We won’t talk much about this since it’s the work of Omar Khairat. As always, there’s barely anything wrong with that.
The soundtrack was amazing with each piece fitting its scene quite perfectly. However, the only thing we could point out is that it was quite similar to “Welad El-3am” and “Ferqet Nagi Atallah” combined.
We could understand why, since the three works are related to the war, the army, and the Israeli conflict and it may make sense for the soundtrack to fit the theme like that. But we still think it could’ve been a little different, at least.
What about the Ending?
When it comes to cinematography and music; “El-Mamar” was captivating. And as we said, the acting may really be our favorite thing about the whole film. However, the ending felt a little rushed. We understand that this could be because of how long the movie itself is, but the closure to such events should have been solid and more clear.

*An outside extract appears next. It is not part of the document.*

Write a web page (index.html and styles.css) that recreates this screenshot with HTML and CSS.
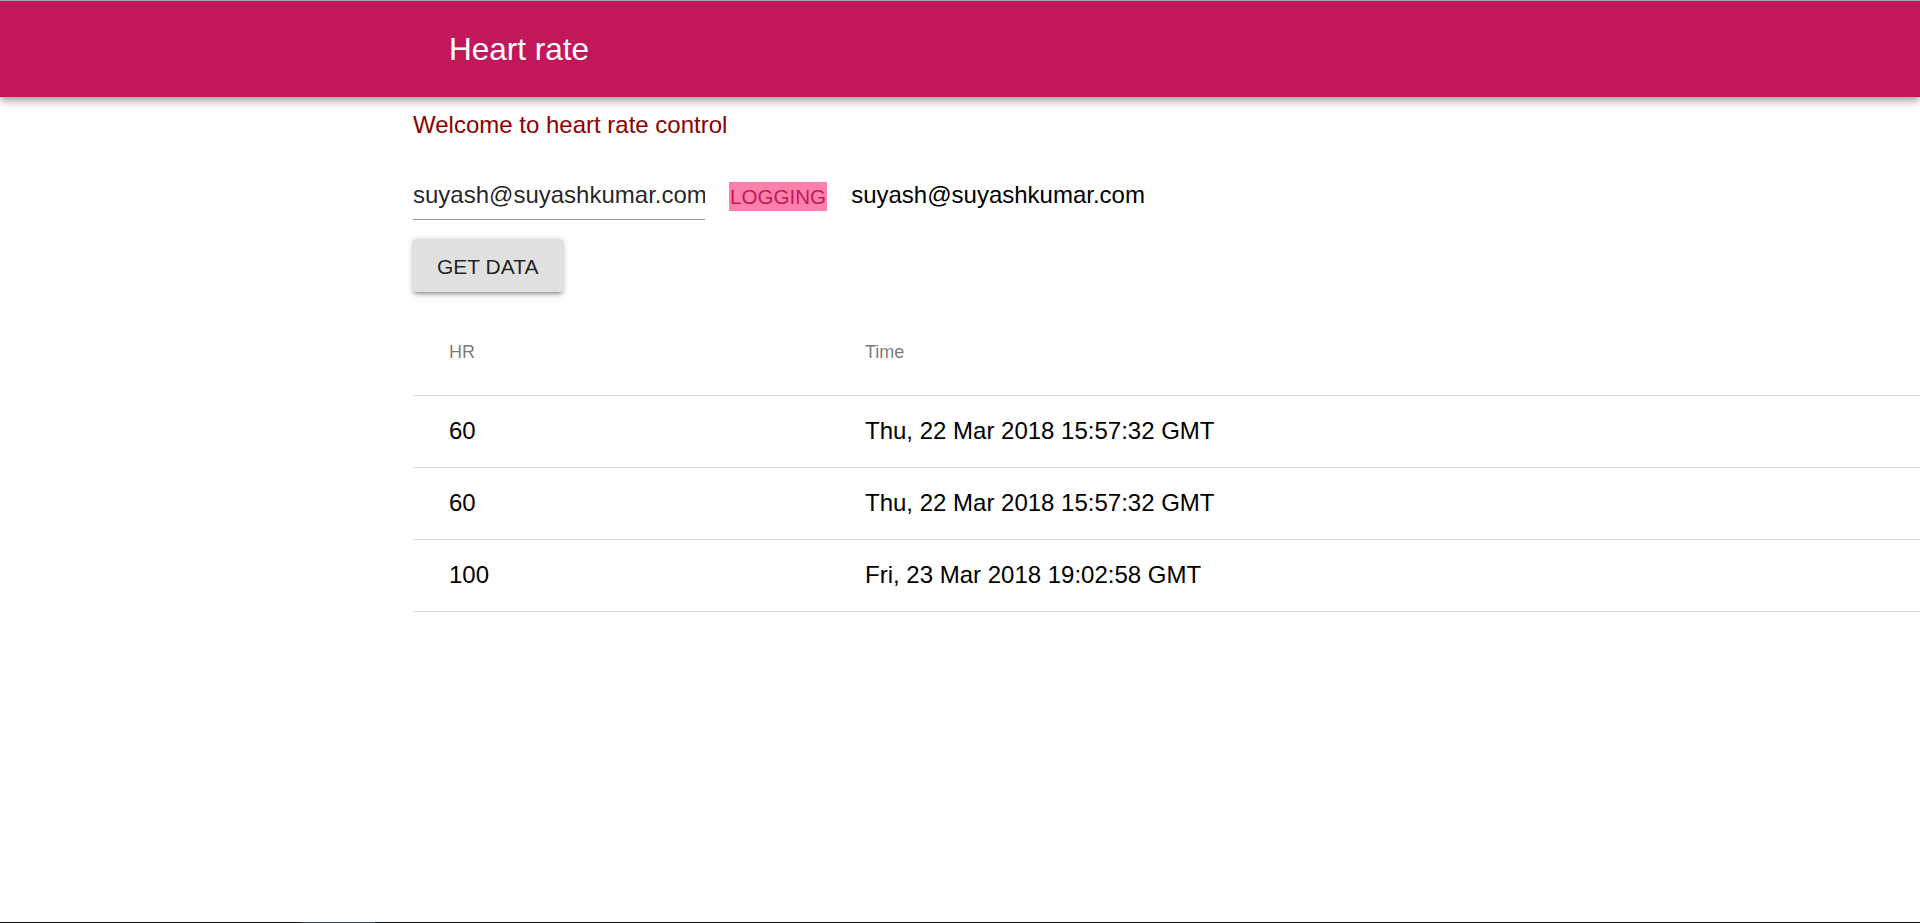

Yeah, we completely saw which side attained the victory and we saw how they did. Nevertheless, it seemed that they wanted us to see the aftermath, but not quite. It was like there’s a missing scene at the end.
Another thing that we weren’t quite impressed with is how the movie was too loud. It’s an action movie, we get it, but it was still too loud during scenes that we wanted to hear what is happening. We understand they were trying to show us the reality of the situation, but it was confusing, in some parts.
Due to those loud noises, it made us notice the lip-syncing more than we would’ve regularly, since we had to concentrate so much on what they’re saying. Sometimes you don’t know whether to focus with the very loud sound of the person speaking or with his lips moving on the screen.